--- Dataset section ---
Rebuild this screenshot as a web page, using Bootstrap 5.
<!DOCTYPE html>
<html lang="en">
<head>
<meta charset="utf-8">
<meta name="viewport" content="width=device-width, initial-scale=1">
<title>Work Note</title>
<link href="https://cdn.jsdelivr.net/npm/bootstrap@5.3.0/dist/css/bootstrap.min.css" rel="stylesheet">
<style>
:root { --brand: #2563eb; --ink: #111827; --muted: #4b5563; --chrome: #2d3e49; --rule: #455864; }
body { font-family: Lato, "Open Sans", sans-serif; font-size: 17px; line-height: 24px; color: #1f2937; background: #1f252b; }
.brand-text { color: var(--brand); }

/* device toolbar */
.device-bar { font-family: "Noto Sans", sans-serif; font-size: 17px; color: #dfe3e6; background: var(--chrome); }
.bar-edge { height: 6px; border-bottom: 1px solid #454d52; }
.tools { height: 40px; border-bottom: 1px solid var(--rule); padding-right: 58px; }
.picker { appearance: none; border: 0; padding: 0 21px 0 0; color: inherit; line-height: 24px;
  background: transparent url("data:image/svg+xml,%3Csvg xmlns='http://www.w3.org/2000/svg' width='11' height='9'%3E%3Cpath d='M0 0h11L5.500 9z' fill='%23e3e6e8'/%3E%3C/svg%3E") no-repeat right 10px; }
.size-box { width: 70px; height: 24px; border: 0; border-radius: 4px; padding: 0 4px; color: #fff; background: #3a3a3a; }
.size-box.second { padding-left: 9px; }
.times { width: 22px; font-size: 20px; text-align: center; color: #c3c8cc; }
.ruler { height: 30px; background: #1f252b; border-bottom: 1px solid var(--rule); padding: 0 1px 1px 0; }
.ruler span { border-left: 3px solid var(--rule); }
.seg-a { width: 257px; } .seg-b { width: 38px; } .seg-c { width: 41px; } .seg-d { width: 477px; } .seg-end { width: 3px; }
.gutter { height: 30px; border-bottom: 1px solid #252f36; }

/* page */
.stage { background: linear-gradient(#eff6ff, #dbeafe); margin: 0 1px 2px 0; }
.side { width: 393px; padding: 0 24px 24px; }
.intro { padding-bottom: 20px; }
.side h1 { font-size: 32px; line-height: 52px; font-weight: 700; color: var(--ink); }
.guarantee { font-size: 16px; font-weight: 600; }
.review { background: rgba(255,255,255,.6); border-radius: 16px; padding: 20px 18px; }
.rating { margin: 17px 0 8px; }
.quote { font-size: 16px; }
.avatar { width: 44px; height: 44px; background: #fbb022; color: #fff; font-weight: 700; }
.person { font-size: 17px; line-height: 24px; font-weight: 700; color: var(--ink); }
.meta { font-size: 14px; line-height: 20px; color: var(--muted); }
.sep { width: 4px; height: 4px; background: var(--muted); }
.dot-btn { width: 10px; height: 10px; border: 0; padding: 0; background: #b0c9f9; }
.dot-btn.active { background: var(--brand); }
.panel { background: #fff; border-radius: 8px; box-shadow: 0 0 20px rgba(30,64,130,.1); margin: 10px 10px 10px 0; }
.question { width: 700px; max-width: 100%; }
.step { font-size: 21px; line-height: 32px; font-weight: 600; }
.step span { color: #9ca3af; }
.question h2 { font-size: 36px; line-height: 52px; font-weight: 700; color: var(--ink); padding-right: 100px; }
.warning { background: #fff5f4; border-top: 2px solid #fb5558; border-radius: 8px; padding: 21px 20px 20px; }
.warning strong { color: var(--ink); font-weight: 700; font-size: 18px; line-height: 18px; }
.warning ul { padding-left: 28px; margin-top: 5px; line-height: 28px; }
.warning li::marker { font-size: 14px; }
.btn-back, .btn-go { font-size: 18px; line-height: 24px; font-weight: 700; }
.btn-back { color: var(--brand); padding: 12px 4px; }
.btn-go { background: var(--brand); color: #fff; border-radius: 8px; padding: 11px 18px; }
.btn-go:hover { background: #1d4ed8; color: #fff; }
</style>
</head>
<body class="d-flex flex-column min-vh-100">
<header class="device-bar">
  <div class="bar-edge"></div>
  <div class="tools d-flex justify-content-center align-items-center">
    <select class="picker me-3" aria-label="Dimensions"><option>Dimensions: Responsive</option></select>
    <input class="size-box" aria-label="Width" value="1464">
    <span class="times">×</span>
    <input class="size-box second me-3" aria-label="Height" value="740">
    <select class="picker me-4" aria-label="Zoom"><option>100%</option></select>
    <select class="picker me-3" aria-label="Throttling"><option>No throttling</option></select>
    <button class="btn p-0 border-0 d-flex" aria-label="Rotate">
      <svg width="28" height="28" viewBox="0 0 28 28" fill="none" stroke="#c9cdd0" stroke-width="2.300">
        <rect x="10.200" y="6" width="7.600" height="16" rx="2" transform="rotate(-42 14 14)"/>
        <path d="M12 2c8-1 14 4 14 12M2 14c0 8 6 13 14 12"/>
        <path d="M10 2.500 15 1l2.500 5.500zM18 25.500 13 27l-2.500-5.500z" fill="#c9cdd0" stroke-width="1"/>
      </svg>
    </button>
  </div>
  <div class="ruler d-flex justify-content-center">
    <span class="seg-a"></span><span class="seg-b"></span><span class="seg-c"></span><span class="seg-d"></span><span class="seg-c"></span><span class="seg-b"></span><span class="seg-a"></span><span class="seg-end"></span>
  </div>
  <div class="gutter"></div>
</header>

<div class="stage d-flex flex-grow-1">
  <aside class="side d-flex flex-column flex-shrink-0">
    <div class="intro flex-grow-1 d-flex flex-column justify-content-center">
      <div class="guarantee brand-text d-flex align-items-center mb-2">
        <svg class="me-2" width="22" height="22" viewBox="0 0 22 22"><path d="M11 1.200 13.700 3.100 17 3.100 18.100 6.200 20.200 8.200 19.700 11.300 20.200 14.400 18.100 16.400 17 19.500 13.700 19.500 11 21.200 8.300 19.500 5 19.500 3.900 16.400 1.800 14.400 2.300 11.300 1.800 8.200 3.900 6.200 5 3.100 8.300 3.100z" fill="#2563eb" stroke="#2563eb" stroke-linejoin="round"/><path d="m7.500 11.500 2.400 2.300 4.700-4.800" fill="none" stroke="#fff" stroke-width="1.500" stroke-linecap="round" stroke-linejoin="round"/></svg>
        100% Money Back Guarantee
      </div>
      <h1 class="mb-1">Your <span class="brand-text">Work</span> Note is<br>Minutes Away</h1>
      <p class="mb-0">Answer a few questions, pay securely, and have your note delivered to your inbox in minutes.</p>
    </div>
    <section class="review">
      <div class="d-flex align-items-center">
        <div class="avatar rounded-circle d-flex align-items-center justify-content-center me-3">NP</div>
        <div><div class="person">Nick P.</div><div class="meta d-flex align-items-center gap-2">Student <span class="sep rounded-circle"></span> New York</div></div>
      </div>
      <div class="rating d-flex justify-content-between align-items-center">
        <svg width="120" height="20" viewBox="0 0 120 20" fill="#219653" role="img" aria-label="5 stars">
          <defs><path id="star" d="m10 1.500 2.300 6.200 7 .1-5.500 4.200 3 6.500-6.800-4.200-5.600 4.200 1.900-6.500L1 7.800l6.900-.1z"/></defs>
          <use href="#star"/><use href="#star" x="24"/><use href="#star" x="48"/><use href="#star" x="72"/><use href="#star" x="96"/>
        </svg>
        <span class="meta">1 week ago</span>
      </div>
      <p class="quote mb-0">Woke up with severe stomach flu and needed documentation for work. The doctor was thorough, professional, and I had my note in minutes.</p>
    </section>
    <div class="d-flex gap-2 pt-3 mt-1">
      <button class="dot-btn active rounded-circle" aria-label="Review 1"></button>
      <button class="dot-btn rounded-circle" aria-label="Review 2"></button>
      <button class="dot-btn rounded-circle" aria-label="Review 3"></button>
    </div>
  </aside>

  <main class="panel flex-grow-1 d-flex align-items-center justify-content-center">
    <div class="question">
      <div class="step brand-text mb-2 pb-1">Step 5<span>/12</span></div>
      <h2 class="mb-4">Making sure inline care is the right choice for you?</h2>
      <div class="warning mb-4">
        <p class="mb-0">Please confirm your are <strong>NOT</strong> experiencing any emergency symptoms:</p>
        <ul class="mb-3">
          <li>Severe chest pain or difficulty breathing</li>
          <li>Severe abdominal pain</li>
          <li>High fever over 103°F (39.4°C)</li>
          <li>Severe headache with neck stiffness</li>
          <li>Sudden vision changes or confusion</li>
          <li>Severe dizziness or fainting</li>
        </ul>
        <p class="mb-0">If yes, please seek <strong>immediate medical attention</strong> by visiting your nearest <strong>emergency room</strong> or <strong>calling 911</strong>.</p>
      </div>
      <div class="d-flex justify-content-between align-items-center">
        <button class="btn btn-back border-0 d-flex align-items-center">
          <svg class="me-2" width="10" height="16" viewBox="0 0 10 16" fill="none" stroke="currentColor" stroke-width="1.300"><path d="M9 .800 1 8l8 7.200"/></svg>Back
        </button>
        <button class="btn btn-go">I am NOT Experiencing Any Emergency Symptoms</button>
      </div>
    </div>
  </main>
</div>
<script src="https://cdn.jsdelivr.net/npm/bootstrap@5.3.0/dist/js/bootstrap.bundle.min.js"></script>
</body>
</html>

--- Short problem ---
Copy each line above that contains the string "page".

--- Exercise result ---
Rebuild this screenshot as a web page, using Bootstrap 5.
/* page */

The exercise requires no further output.